The Taipei City Government will send out 40,000 free travel guide booklets to local travel centers, targeting people from Hong Kong and other Chinese-language speakers, including Chinese tourists, who could be allowed to visit Taiwan individually by the end of the year.
The Fun Taipei travel guide, which introduces 20 different tour routes in Taipei City, is only available in traditional Chinese. The city government denied Chinese tourists are the booklets’ only target, saying that it did not produce English or Japanese version of the travel guide due to budgetary constraints.
“The targets of this travel guide booklet include tourists from Hong Kong, Singapore and countries that use Chinese, as well as local tourists. Of course, we hope the booklet will be useful for independent Chinese tourists when they are allowed to come,” Tuo Chung-hwa (脫宗華), head of the Taipei City Department of Information and Tourism, said when asked about the lack of foreign language versions of the travel guide.
Tuo said the department has issued many English and Japanese travel guides on Taipei for foreign tourists in the past and will publish Japanese and English versions of the Fun Taipei travel guide by the end of this year or early next year.
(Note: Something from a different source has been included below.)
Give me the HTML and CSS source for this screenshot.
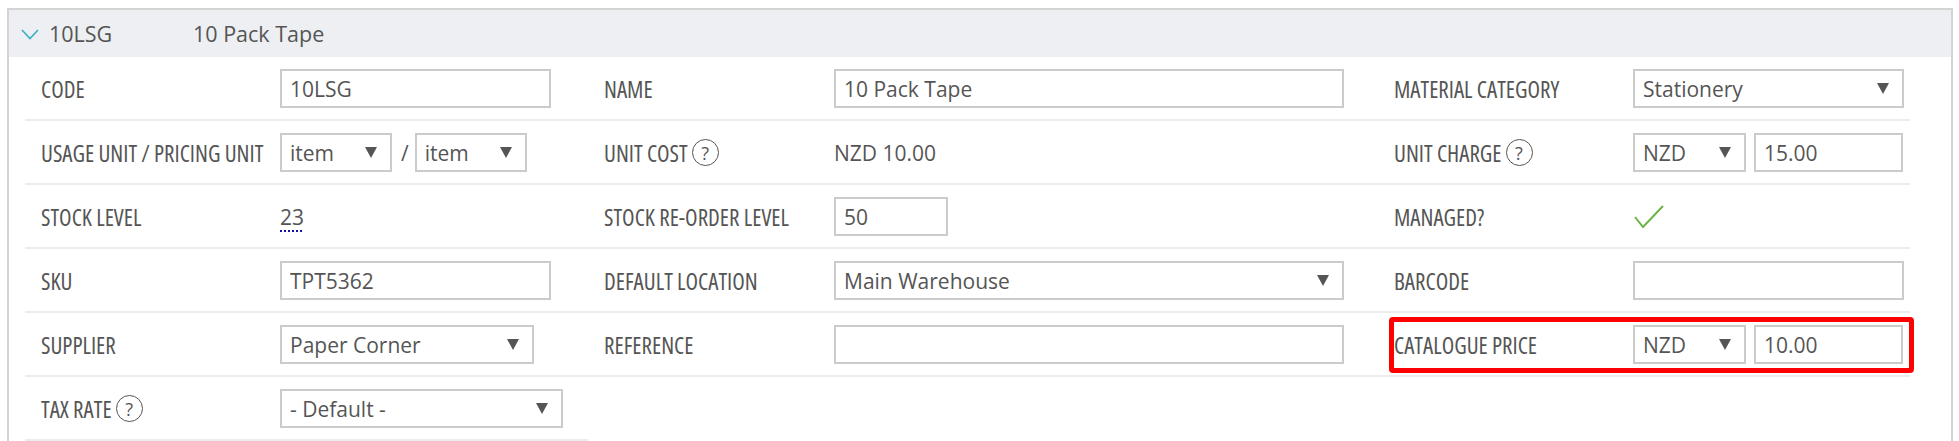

Statistics from the department show that about four million tourists visit Taipei annually, half from Chinese-speaking countries.
Among the Chinese-speaking countries, most visitors come from Hong Kong, followed by Malaysia and Singapore. Most of the non-Chinese-speaking foreign visitors to Taipei are Japanese, according to the statistics.
As the government plans to allow independent Chinese tourists visit Taiwan in December or early next year, Tuo said Taipei City is already working with Shanghai to promote tourism and will offer more in-depth travel information aimed at independent Chinese tourists.
At present, Chinese tourists are only allowed to visit Taiwan with tour groups. The government initially plans to let in a maximum of 300 to 500 per day when the new regulations go into effect.